Dr. Li Lizhuang, an orthopedic surgeon at Harbin Medical University's First Affiliated Hospital, served two labor camp terms and one prison term, for a total of six and a half years for his practice of Falun Gong. The hospital fired him and, unable to find a job at another hospital, he was reduced to selling clothes on the street.
Mr. Zheng Xujun, 43, was a PhD candidate at China Electric Power Research Institute (CEPRI) in Beijing and a third-prize winner of the Ministry of Electric Power's Science and Technology Advancement Awards. He was expelled from CEPRI in November 2000 for practicing Falun Gong.
The authorities also suspended Mr. Zheng’s household registration, rendering him an “illegal resident” and unable to find a job or lead a normal life for 20 years. Mr. Zheng has been forced to live away from home to avoid persecution. It is not clear whether he has returned home at this point.
Children Implicated
The persecution does not stop with practitioners, but also extends to their children. The authorities utilize their state power and resources to exert control over children of Falun Gong practitioners in areas including employment, military enlistment, job promotions, and school admissions, in an effort to coerce practitioners to give up their practice.
Ms. He Yunjie, a warehouse keeper for the Guiyang City Railroad in Guizhou Province, was arrested at work on June 10, 2020. Her home was ransacked and personal belongings, including Falun Gong materials, were confiscated. She was detained at the local detention center the next day. The authorities did not allow her family to visit her and froze her bank accounts. Her son, who'd just found a job at the city fire department, was fired.
Deprivation of Education
The Chinese authorities threaten Falun Gong practitioners with their right to an education in order to force them to give up their practice. Many practitioners have been expelled from school or precluded from admission to prestigious universities for refusing to renounce their beliefs.
Ms. Wan Chunxiao, a 20-year-old freshman at Nanjing University of Posts and Telecommunications in Jiangsu Province, was reported by her roommate while doing the Falun Gong exercises in her dorm on May 1, 2019. She was interrogated by officers from the university security department. Her Falun Gong books and materials were confiscated. Eventually, as she refused to renounce her belief, the university expelled her.
Retirement Pension Suspended
Taking away retirement pensions is another means deployed by the CCP regime to coerce practitioners to give up their practice of Falun Gong.
Ms.
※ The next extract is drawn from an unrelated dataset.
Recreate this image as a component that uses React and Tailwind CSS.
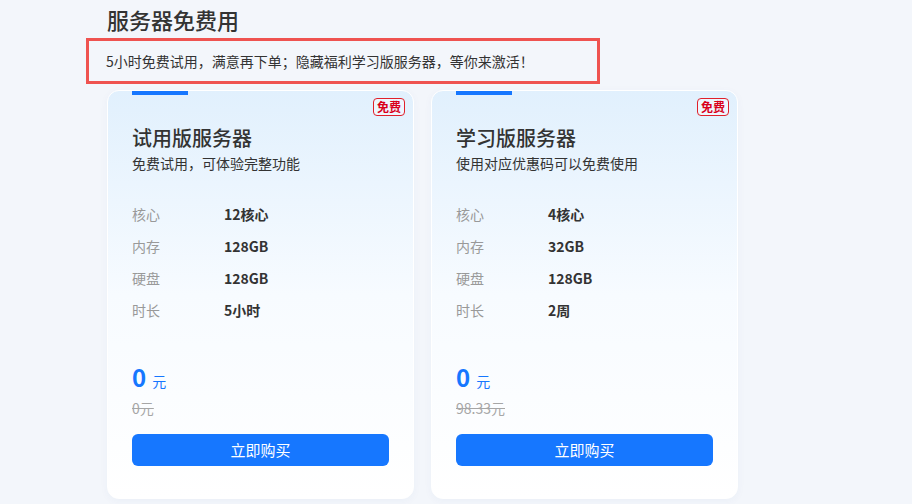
const plans = [
  {
    name: "试用版服务器",
    desc: "免费试用，可体验完整功能",
    specs: [
      ["核心", "12核心"],
      ["内存", "128GB"],
      ["硬盘", "128GB"],
      ["时长", "5小时"],
    ],
    price: "0",
    origin: "0元",
  },
  {
    name: "学习版服务器",
    desc: "使用对应优惠码可以免费使用",
    specs: [
      ["核心", "4核心"],
      ["内存", "32GB"],
      ["硬盘", "128GB"],
      ["时长", "2周"],
    ],
    price: "0",
    origin: "98.33元",
  },
];

function PlanCard({ plan }) {
  return (
    <div className="relative w-[307px] h-[409px] rounded-[12px] border border-white bg-gradient-to-b from-[#e1f0fd] via-[#f7fbff] to-white shadow-[0_2px_8px_rgba(30,80,160,0.04)] flex flex-col px-6">
      <div className="w-14 h-[4px] bg-[#1677ff]" />
      <span className="absolute top-[7px] right-[8px] px-[3px] h-[18px] leading-[16px] rounded-[4px] border border-[#e0202a] text-[#d9001b] text-[12px] font-bold bg-white/40">
        免费
      </span>
      <div className="mt-[31px] text-[20px] leading-[24px] font-medium text-[#333]">{plan.name}</div>
      <div className="mt-[2px] text-[14px] leading-[22px] text-[#333]">{plan.desc}</div>
      <div className="mt-[24px] flex flex-col">
        {plan.specs.map(([k, v]) => (
          <div key={k} className="flex h-[32px] items-center text-[14px]">
            <span className="w-[92px] text-[#999]">{k}</span>
            <span className="font-bold text-[#333]">{v}</span>
          </div>
        ))}
      </div>
      <div className="mt-[37px] flex items-baseline gap-[6px] text-[#1677ff]">
        <span className="text-[24px] leading-[28px] font-bold">{plan.price}</span>
        <span className="text-[14px]">元</span>
      </div>
      <div className="mt-[6px] text-[14px] leading-[20px] text-[#a6a6a6] line-through">{plan.origin}</div>
      <button className="mt-[16px] h-[32px] w-full rounded-[6px] bg-[#1677ff] text-white text-[15px]">
        立即购买
      </button>
    </div>
  );
}

export default function App() {
  return (
    <div
      className="w-[912px] h-[504px] overflow-hidden bg-[#f3f6fb] pl-[107px]"
      style={{ fontFamily: '"Noto Sans CJK SC", "Noto Sans", sans-serif' }}
    >
      <h1 className="pt-[4px] text-[22px] leading-[30px] font-medium text-[#333]">服务器免费用</h1>
      <div className="mt-[4px] -ml-[21px] w-[514px] h-[46px] border-[3px] border-[#ef5350] flex items-center pl-[17px] text-[14px] text-[#333]">
        5小时免费试用，满意再下单；隐藏福利学习版服务器，等你来激活！
      </div>
      <div className="mt-[6px] flex gap-[17px]">
        {plans.map((p) => (
          <PlanCard key={p.name} plan={p} />
        ))}
      </div>
    </div>
  );
}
Tang Xuzhen, an 82-year-old retired college professor at Southwest Medical University of Sichuan Province, was repeatedly arrested and detained for speaking out for Falun Gong. She served two years in a labor camp and three and a half years in prison. The university authorities suspended her retirement pension in late 2009 and said they would reinstate it only if she wrote a statement renouncing Falun Gong.
Housing Discrimination
Falun Gong practitioners have also been subjected to housing discrimination by the authorities. Some were not approved for their apartment rental applications because of their faith and some had their homes forcibly demolished.
Ms. Zhang Guilan of Yichun City, Heilongjiang Province, was arrested several times and sentenced to five and a half years in prison. She was tortured brutally in prison and forced to do hard labor.
Her house was due to be demolished to make room for new construction in 2011. The normal compensation from the government is at least 1.2 million yuan; however, the authorities only agreed to pay her 300 thousand yuan. As she refused to move, the government cut off her utilities and threatened her with arrest. She appealed to several government agencies, but to no avail. The court would not accept her lawsuit either.